Посетив СССР при Никсоне, человек, собиравший концертные залы и фестивальные площадки у себя на родине, спел по телевизору три песенки и ушел в небытие, совсем как случайный гость многочисленных дневных эфиров, приглашенный вместо знаменитости, чтобы заткнуть очередную дыру.
Хотя это опять же не имеет никакого отношения к настоящему делу всей жизни Пита Сигера.

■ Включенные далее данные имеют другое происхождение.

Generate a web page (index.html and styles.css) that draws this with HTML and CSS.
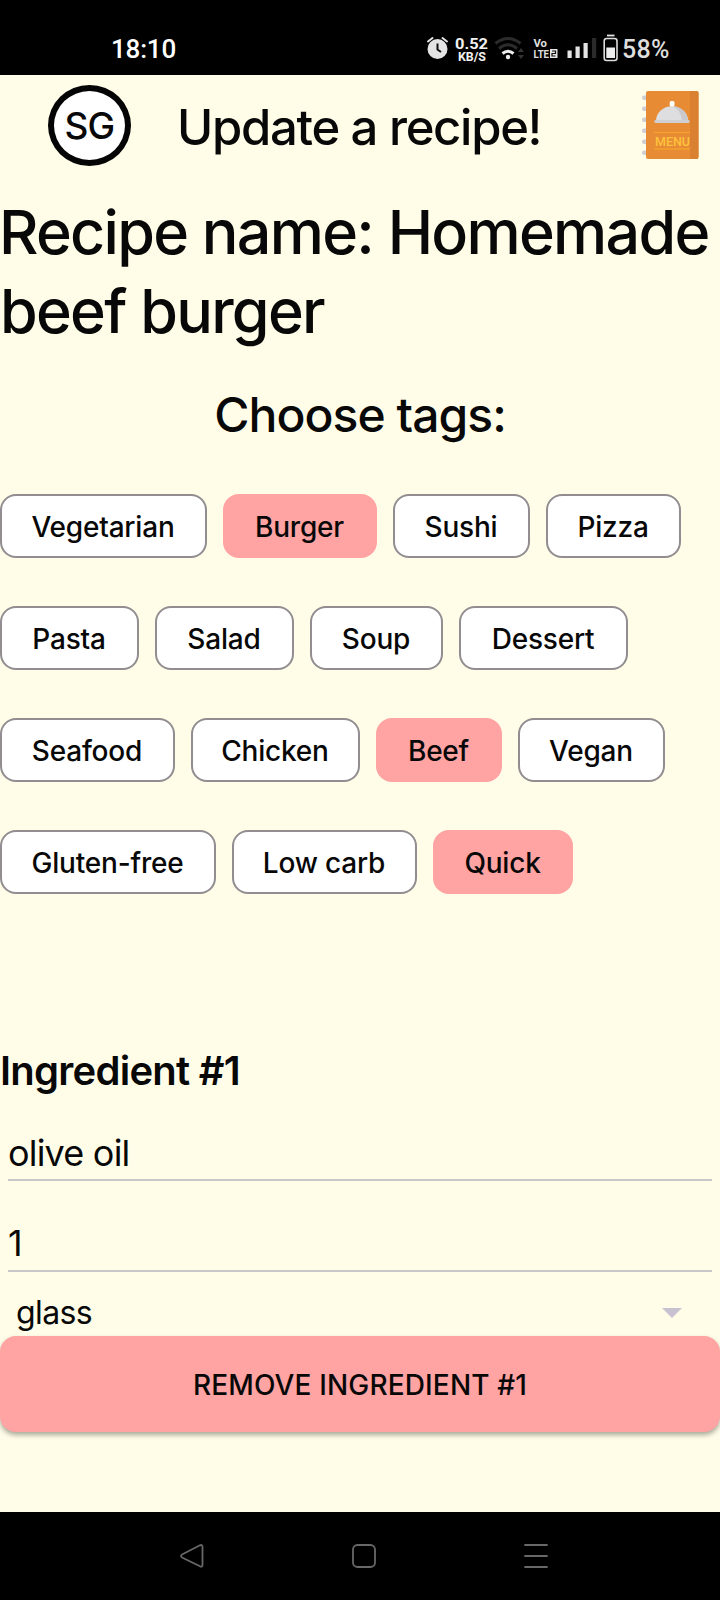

Поминая его добрым словом, мы видим далеко не первое поколение исполнителей и слушателей, подчас не имеющих представления, как давно были созданы и доведены до совершенства песни, точнее универсальные модели и формулы песен, питающие поп-музыку последних десятилетий. Чтобы это понять, стоит обратить внимание на ранние записи Пита Сигера, в том числе и те, что были сделаны в составе фольклорного квартета «Ткачи» (The Weavers).
Он прилежно и тщательно восстановил и увековечил множество тленных вещей, соткав из них руками мастера своеобразный гобелен, свиток или песенную карту. Поэтому нам он представляется в образе доброго паука в центре красочной паутины, каждая нить которой ведет к замечательной песне из прошлого.
Слушая Пита Сигера, мы с изумлением узнаем суперхиты эстрады и рока, лишний раз убеждаясь, сколь многим обязаны ему, так далекому от «забоя» и громкости, все эти певцы и группы. Он перебросил через разлом зияющий пропасти самое живое, самое ценное — красоту и силу довоенного качества, будь то песня крымских евреев-колонистов, негритянский спиричуэл или тюремный фольклор про «Дом восходящего солнца».